Maeder, a third-year physical therapy major, was preparing for her first semester of college at Northeastern via the N.U.in Greece program when she learned there was a half-marathon in Thessaloniki, where she would be staying.
The day before she left for Greece, she got her feet wet by running her first half-marathon in her hometown of Manchester, Vermont. Maeder has since run the Vermont City Marathon twice. She finished in 3 hours and 20 minutes last year, fast enough to qualify for the 2018 Boston Marathon. Maeder had hoped to run the Chicago Marathon last fall, but because of a stress fracture in her leg she was forced to put that long-time goal on hold.
“Leading up to the qualifier, I was super excited,” Maeder said. “However, due to the stress fracture, I was unable to run the Chicago Marathon and now I’m super nervous.”
With a year between the last time she ran Vermont City and her upcoming run in Boston, it is getting harder for Maeder to find time to train, especially while juggling classes and the looming worry over another leg injury.
“The support from everyone is what is getting me excited,” Maeder said. “It’s a surreal feeling. I never imagined [qualifying for the Boston Marathon] would happen so soon.”
Seeing loved ones on Boylston gives many runners the emotional boost and adrenaline needed to power through the finish line.

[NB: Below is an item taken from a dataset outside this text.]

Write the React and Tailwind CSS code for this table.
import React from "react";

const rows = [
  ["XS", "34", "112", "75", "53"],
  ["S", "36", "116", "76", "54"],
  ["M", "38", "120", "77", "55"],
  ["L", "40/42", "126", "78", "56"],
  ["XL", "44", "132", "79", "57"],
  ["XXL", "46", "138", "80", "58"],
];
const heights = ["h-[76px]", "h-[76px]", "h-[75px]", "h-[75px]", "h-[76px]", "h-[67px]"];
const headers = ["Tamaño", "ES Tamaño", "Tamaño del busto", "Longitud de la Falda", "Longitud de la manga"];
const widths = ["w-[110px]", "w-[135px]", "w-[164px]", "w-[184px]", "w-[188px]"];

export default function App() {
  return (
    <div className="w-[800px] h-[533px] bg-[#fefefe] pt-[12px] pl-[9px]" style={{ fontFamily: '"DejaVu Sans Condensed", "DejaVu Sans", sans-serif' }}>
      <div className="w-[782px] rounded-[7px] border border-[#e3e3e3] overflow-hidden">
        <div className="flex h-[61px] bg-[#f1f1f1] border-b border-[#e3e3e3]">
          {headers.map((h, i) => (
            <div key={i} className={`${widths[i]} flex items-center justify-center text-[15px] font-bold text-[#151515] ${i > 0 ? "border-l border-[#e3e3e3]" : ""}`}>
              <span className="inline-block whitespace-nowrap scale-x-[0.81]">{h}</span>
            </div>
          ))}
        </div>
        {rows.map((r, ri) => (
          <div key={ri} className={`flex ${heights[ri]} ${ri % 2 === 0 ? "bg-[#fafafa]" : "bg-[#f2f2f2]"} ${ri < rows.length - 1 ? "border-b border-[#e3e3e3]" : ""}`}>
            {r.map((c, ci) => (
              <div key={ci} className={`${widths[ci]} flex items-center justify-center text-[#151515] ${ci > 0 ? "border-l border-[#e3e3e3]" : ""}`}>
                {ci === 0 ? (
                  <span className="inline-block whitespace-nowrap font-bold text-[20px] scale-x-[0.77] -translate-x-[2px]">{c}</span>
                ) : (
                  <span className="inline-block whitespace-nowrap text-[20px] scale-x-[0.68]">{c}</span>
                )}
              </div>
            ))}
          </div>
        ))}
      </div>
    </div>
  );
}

Maggie Simonds, a third-year health science major, hopes to run to help someone who can only hear the roar of the crowd.
Simonds applied to run as a sighted guide in the marathon with the Team with a Vision organization, which raises money for the Massachusetts Association for the Blind and Visually Impaired, a statewide network of vision rehabilitation services. Simonds became interested in the organization after serving as a teaching assistant at the Perkins School for the Blind in Watertown, Massachusetts, during her co-op last fall.

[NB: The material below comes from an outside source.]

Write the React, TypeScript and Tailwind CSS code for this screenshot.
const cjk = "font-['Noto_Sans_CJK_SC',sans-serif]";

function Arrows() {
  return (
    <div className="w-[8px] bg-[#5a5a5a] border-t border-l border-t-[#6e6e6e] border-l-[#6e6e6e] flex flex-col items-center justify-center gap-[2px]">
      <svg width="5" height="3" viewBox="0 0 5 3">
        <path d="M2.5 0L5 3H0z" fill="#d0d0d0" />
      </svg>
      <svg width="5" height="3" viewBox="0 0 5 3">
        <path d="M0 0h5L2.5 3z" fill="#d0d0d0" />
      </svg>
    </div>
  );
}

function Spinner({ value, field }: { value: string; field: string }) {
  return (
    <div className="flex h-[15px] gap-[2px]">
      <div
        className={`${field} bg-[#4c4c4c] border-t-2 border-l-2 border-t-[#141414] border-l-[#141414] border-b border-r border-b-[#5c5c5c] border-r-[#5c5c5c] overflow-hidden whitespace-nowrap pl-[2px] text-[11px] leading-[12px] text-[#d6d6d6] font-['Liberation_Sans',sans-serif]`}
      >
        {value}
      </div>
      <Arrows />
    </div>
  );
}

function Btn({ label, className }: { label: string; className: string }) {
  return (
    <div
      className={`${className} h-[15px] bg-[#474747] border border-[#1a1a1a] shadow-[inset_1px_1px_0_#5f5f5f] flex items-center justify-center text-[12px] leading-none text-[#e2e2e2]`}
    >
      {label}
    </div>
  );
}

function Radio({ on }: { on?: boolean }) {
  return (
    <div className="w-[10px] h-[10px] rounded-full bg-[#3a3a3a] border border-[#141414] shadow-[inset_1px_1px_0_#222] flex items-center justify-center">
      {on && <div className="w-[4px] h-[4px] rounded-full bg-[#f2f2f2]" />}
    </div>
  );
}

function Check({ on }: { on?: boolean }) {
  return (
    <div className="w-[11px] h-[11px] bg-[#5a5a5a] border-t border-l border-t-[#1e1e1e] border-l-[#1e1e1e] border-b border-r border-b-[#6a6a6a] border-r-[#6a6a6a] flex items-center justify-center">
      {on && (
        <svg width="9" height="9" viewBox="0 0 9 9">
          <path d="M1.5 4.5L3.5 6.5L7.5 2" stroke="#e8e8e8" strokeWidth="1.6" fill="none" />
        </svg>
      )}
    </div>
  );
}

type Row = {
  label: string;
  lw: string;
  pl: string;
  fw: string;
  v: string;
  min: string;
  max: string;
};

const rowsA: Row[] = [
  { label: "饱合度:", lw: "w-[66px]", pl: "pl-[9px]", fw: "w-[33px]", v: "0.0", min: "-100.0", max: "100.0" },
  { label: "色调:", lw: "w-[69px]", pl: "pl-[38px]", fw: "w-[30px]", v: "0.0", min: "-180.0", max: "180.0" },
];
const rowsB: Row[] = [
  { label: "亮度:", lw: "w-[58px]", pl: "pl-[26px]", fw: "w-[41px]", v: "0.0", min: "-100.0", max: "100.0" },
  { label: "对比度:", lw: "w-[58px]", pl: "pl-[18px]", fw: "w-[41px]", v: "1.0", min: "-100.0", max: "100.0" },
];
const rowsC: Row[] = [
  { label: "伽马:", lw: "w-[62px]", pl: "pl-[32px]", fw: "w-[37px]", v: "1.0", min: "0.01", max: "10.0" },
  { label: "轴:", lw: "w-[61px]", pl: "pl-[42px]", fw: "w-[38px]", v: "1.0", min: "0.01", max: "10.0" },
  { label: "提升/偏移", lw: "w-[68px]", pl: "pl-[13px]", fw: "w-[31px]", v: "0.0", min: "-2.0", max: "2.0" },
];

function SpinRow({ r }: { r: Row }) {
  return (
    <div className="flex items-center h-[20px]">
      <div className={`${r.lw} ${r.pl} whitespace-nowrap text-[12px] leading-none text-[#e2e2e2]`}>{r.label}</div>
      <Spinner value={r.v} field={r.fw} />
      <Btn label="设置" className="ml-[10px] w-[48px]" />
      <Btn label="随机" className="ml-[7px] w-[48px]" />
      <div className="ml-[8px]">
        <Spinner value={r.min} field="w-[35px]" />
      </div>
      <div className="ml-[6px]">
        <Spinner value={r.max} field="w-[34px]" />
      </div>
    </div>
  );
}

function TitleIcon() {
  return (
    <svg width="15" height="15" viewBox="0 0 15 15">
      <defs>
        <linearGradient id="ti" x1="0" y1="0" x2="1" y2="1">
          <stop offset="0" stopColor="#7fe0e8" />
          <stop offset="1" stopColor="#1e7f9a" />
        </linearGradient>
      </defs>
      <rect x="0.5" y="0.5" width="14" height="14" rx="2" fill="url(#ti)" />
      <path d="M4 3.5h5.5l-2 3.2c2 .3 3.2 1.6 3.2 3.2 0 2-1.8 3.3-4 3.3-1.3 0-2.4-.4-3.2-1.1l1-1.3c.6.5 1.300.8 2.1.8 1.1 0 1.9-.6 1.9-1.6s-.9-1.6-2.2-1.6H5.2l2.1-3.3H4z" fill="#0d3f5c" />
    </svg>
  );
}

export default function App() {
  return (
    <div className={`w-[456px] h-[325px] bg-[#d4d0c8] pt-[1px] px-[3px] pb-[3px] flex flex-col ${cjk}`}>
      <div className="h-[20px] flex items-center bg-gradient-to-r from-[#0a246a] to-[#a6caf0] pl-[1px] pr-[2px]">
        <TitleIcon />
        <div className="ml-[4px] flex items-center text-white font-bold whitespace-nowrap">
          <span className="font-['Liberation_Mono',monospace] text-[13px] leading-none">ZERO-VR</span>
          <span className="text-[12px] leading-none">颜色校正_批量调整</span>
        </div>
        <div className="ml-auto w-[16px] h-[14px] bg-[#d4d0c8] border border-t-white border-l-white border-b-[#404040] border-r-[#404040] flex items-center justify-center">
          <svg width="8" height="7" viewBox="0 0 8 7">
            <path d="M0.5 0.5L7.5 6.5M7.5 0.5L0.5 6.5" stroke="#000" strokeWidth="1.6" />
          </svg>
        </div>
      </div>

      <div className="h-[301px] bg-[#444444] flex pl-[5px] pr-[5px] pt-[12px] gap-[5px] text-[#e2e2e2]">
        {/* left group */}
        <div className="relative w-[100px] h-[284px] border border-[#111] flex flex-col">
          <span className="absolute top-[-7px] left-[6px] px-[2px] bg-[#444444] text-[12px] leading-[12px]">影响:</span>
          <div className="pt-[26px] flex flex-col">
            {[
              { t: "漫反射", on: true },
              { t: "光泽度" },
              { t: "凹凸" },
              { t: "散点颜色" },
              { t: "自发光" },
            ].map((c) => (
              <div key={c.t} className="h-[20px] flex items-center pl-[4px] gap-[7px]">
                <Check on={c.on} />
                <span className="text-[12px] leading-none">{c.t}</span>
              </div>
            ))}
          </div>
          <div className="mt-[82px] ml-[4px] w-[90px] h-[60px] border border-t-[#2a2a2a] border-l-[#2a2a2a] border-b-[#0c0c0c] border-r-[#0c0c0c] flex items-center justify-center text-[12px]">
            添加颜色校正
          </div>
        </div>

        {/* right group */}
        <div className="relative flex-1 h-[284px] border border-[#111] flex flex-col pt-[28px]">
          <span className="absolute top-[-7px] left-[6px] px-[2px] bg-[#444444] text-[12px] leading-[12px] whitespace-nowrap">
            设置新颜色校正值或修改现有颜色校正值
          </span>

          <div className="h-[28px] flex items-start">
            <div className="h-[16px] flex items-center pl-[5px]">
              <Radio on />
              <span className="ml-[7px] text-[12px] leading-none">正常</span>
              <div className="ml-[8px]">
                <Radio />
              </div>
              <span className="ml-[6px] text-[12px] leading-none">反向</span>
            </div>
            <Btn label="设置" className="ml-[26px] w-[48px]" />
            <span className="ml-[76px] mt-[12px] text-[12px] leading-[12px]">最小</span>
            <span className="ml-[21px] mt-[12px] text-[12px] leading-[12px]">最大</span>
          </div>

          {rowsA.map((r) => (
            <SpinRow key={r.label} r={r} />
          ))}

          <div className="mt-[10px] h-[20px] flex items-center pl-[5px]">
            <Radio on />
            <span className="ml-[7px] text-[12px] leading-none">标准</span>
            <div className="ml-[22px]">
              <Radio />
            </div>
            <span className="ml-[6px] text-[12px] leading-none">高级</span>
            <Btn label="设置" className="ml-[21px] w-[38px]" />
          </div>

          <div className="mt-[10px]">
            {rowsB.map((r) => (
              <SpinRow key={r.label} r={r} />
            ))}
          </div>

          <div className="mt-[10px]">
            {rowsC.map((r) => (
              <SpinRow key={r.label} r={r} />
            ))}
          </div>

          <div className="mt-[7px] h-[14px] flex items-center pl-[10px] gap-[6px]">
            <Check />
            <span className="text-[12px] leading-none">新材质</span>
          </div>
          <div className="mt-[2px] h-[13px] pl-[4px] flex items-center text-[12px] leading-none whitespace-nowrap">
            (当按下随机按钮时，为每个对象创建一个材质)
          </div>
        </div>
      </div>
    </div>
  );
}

“I was looking for something challenging and the job description was something I saw myself doing. I was blown away by the experience. The four kids in my class changed my life,” Simonds said. “I cried in my interview. I met a student unlike I had ever seen before with deformed facial features, yet he was the happiest kid I ever met.”
Simonds comes from a family of runners; her dad and brother both ran track in high school and college. Simonds remembers being inspired by the runners she watched with her dad while growing up in nearby Brimfield, Massachusetts.
Last year, Simonds finished the Vermont City Marathon with Maeder and described it as the hardest thing she’s ever done. When she ran the Cambridge half-marathon last fall, she ran behind someone wearing a shirt in support of Team with a Vision.
“I had heard about them before but looked them up when I got home, and saw that they incorporate two things I’m passionate about,” she said.
On the organization’s website, runners have the choice of running for Team with a Vision, which entails raising around $7,500 to get a bib, or to run as a sighted guide. With Simonds’ experience as a sighted guide for children on co-op, she felt she could also do it for adults on a marathon course.
On the application, Simonds had to include her pace, a pace she is comfortable being paired with and how much of the marathon she is willing to run. A huge part of the application included personality compatibility and situational questions.
“It wasn’t what I was expecting [to be asked] but I completely understand that you need be able to build trust with the person you’re guiding and have things to be able to talk about,” Simonds explained.
Simonds will not be notified if she has been matched as a guide until up to two weeks prior to the marathon. She disclosed that her training regimen is not as structured as some of her peers, and that she is just running to run.
“Either way I’m happy. I’d rather be paired with someone that is a perfect match,” Simonds said. “I’m just as happy making a huge poster and supporting Olivia [Maeder] and all the other runners. If I don’t do it this year, next year for sure.”